▸ Data to process
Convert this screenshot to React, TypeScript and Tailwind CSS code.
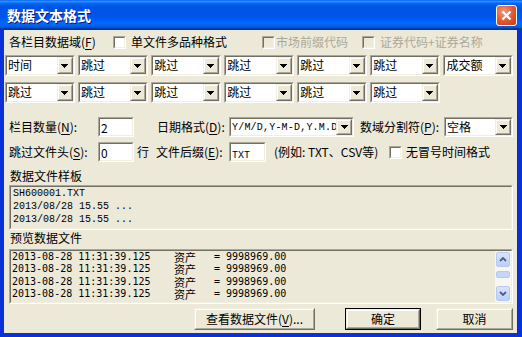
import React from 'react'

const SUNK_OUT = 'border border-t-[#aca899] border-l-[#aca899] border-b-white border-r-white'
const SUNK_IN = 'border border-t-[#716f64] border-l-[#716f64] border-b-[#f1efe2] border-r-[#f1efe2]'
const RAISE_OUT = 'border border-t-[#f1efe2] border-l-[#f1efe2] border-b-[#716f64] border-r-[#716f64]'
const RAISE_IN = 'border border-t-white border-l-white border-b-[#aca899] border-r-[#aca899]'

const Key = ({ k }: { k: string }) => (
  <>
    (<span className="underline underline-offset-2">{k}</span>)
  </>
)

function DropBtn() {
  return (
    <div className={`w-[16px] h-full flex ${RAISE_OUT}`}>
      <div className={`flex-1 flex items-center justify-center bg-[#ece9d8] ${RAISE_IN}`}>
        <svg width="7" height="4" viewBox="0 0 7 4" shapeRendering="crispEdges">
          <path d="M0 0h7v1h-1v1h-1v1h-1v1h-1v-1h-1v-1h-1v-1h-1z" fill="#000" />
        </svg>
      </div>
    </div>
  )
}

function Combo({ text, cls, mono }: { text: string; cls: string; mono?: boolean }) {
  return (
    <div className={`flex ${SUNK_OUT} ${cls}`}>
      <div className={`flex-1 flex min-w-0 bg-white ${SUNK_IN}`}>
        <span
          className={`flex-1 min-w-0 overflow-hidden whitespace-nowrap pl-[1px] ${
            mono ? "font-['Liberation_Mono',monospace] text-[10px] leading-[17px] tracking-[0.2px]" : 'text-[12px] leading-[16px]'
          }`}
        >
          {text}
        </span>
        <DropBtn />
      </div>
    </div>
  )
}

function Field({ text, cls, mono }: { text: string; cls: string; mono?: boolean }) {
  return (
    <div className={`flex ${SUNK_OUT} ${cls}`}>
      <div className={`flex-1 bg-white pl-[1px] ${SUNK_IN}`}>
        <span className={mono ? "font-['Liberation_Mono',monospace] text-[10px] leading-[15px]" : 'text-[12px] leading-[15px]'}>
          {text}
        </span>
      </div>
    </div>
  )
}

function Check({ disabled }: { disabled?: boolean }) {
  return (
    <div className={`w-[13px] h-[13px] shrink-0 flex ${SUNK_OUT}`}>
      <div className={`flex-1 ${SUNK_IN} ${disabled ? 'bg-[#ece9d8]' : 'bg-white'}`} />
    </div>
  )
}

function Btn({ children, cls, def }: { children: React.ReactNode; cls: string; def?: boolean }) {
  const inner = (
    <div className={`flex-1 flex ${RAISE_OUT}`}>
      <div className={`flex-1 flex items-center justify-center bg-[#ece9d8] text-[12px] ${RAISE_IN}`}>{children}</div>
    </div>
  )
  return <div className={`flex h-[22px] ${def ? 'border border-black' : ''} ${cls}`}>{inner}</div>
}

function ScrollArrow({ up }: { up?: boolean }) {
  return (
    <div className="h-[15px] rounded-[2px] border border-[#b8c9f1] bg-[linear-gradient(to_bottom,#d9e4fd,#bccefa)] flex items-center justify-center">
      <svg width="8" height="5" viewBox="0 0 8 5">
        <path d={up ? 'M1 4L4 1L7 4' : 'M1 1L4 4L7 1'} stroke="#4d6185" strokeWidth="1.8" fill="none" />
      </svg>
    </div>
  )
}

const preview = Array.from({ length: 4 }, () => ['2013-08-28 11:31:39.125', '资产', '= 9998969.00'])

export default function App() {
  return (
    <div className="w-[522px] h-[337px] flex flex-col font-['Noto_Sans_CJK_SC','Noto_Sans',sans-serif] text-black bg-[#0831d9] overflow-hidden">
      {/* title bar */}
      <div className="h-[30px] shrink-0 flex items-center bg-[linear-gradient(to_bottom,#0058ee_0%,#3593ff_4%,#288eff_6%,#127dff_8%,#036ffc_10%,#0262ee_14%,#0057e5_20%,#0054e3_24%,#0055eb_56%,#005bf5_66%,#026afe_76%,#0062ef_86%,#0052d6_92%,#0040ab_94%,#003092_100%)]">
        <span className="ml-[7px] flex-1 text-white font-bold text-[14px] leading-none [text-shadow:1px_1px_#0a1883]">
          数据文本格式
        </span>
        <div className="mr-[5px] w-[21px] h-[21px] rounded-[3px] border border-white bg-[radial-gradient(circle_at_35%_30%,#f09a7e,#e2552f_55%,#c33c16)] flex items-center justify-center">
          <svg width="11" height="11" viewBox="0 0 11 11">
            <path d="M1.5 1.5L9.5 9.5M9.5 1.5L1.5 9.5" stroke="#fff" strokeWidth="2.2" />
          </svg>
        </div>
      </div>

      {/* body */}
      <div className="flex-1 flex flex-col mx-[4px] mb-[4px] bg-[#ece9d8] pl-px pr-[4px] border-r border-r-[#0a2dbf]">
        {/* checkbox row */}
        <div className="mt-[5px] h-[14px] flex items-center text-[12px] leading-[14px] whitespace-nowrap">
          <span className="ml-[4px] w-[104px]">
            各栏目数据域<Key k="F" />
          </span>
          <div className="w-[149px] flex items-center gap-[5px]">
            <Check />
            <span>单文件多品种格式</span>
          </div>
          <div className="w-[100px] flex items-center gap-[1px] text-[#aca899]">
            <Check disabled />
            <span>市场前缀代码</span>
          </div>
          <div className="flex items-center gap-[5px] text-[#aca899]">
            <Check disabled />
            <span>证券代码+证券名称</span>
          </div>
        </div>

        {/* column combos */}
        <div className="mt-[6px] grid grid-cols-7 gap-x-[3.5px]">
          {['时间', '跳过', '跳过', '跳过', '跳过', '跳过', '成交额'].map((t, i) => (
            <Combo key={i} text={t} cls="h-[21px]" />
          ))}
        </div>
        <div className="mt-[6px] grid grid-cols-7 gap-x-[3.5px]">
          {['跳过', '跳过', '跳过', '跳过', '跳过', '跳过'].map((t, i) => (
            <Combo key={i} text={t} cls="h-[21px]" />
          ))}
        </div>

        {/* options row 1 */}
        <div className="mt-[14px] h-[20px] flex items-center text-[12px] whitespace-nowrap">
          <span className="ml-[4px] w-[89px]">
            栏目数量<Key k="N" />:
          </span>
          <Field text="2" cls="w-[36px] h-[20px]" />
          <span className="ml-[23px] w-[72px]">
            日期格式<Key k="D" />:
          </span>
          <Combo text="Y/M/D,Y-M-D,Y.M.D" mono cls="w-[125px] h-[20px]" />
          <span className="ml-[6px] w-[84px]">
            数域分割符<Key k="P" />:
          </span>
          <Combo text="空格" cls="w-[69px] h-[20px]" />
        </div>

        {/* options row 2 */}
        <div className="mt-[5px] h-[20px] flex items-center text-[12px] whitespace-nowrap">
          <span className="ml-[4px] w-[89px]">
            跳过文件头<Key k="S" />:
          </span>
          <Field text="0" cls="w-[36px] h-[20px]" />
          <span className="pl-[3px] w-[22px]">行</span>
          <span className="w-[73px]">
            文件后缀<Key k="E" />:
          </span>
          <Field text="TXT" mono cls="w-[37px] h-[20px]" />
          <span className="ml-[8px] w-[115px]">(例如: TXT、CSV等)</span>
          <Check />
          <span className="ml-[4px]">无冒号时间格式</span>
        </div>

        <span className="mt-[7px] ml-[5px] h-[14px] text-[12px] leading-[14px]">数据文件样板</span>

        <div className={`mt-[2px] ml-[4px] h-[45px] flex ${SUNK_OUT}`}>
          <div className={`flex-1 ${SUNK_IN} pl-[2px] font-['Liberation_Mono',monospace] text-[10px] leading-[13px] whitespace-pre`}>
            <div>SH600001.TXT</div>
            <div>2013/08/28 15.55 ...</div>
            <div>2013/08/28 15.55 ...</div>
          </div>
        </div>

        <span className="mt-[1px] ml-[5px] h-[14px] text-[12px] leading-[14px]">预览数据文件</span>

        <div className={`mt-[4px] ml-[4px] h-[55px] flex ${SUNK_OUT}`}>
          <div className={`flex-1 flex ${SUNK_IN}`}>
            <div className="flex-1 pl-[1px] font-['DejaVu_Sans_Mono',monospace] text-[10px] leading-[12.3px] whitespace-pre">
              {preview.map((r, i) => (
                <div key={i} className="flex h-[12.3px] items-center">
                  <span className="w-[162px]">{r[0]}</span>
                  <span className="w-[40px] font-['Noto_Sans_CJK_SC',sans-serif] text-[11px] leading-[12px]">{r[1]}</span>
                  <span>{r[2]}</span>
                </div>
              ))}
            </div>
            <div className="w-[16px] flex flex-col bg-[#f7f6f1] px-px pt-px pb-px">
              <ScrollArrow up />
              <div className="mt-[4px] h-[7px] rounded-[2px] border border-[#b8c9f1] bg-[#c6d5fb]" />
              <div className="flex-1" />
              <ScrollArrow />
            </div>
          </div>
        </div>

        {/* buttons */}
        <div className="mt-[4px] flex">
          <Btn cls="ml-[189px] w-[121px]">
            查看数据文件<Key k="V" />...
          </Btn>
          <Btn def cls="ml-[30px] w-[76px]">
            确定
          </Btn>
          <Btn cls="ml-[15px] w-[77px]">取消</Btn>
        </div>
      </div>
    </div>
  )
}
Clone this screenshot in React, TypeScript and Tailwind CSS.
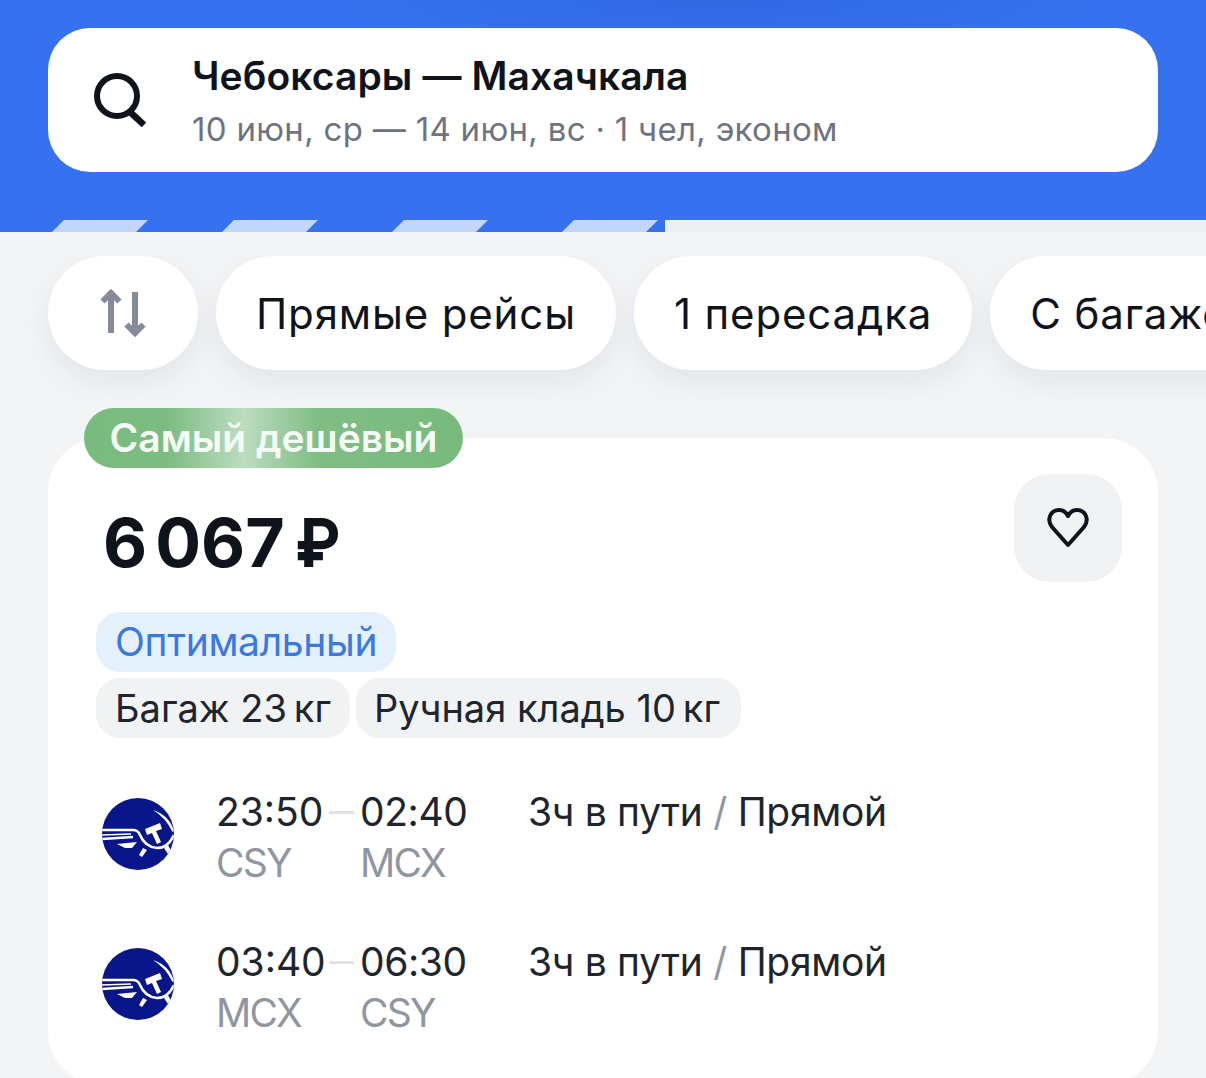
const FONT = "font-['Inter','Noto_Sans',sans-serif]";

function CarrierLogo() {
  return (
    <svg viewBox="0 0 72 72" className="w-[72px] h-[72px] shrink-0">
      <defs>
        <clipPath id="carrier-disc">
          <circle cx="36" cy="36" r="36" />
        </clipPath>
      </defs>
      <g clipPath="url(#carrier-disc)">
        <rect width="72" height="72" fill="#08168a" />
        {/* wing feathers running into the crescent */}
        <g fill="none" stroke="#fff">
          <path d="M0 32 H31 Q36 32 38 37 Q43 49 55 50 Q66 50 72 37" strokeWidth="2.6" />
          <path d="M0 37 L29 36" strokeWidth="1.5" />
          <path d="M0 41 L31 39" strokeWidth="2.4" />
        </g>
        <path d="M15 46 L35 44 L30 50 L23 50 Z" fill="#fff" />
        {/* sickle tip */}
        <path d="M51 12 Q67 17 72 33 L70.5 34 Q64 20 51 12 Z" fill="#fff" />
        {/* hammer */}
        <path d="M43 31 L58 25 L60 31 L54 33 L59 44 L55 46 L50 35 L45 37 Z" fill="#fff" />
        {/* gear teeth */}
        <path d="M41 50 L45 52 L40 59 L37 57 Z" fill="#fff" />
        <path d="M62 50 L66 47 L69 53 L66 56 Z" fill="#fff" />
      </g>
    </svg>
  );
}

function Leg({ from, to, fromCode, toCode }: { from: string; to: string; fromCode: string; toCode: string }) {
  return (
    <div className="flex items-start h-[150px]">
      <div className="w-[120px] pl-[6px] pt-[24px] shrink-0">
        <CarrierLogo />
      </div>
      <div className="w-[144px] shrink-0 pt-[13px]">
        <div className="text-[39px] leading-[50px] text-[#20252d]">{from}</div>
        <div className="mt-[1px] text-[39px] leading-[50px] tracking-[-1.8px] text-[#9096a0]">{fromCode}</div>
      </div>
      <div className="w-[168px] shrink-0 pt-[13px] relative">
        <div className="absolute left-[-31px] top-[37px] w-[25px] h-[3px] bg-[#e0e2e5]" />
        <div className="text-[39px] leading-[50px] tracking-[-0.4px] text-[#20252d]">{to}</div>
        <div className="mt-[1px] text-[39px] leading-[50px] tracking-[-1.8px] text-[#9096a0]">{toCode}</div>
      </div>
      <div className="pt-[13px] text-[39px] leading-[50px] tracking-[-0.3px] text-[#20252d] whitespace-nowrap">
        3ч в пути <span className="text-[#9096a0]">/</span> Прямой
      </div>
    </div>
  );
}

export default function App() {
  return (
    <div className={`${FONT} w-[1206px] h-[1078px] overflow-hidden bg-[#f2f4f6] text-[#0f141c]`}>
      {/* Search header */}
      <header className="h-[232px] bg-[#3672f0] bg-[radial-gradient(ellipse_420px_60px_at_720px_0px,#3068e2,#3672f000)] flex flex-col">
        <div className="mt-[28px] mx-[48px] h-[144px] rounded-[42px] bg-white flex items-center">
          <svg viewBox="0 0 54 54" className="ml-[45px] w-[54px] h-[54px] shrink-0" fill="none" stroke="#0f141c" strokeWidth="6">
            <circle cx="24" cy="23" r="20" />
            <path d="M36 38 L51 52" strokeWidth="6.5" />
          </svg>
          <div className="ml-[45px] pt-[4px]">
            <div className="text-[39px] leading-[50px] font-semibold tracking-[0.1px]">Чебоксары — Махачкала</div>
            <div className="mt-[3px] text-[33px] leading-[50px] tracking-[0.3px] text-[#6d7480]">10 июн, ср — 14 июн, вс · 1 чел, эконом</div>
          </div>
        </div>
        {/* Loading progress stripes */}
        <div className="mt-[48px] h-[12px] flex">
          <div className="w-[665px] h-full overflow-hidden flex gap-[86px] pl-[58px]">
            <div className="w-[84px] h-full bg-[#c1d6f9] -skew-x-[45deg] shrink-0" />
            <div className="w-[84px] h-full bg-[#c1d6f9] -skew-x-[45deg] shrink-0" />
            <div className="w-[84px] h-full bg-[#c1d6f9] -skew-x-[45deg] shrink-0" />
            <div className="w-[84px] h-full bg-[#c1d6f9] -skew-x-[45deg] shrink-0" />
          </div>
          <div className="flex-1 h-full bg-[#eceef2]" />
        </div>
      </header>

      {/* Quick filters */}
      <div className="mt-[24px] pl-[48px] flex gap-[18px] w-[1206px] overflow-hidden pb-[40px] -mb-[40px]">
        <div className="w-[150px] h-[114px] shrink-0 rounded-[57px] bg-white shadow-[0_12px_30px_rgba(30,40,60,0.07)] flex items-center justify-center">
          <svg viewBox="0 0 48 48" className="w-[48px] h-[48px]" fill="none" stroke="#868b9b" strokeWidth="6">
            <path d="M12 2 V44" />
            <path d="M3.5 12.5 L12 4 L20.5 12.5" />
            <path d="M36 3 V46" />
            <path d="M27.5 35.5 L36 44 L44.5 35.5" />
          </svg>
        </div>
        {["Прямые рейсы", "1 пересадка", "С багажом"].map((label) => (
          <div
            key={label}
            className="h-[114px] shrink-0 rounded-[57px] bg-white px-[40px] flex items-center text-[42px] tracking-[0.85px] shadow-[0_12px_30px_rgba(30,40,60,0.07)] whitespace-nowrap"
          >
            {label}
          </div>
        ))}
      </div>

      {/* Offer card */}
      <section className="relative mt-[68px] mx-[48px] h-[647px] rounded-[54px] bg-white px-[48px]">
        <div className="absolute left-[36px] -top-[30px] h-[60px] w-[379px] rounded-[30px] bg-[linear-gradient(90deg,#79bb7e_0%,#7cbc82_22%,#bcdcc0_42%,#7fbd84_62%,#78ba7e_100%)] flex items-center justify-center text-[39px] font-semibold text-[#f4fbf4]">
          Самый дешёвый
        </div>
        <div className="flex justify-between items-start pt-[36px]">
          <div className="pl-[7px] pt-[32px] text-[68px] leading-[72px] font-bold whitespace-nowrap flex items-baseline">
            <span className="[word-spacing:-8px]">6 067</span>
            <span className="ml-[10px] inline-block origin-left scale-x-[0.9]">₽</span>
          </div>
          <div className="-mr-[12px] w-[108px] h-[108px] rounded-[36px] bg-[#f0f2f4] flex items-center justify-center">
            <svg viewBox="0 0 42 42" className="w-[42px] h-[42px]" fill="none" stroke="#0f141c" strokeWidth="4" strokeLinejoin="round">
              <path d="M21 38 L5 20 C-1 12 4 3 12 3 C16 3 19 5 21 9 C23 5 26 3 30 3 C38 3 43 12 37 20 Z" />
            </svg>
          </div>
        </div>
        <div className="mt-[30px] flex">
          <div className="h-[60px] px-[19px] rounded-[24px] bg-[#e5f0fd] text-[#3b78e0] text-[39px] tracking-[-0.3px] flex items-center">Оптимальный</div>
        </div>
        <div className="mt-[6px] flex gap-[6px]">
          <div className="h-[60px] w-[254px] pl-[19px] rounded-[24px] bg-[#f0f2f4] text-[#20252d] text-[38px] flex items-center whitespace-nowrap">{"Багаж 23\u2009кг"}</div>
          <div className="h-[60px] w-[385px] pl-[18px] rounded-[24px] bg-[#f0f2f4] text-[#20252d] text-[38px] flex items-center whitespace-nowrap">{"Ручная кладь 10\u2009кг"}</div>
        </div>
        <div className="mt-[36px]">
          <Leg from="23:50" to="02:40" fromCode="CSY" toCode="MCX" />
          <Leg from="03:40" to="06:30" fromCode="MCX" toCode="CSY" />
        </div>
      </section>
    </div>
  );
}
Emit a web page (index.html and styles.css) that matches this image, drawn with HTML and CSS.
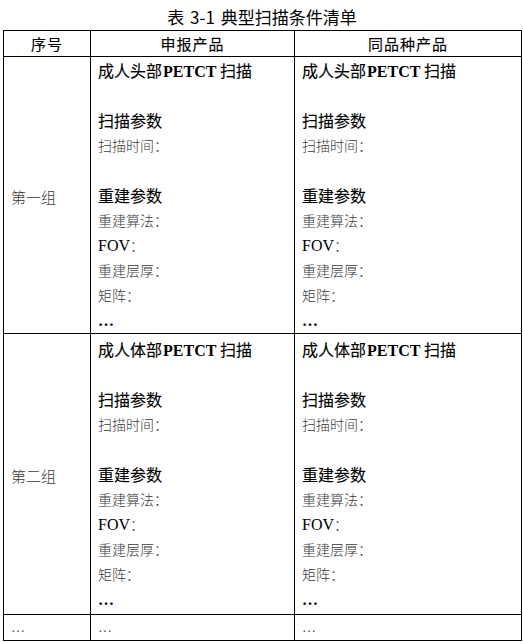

▸ Work required
Repeat the lines from where the entries begin to the line with "import React from 'react'", both included. Any picture is left out.

▸ Solution to the problem
Convert this screenshot to React, TypeScript and Tailwind CSS code.
import React from 'react'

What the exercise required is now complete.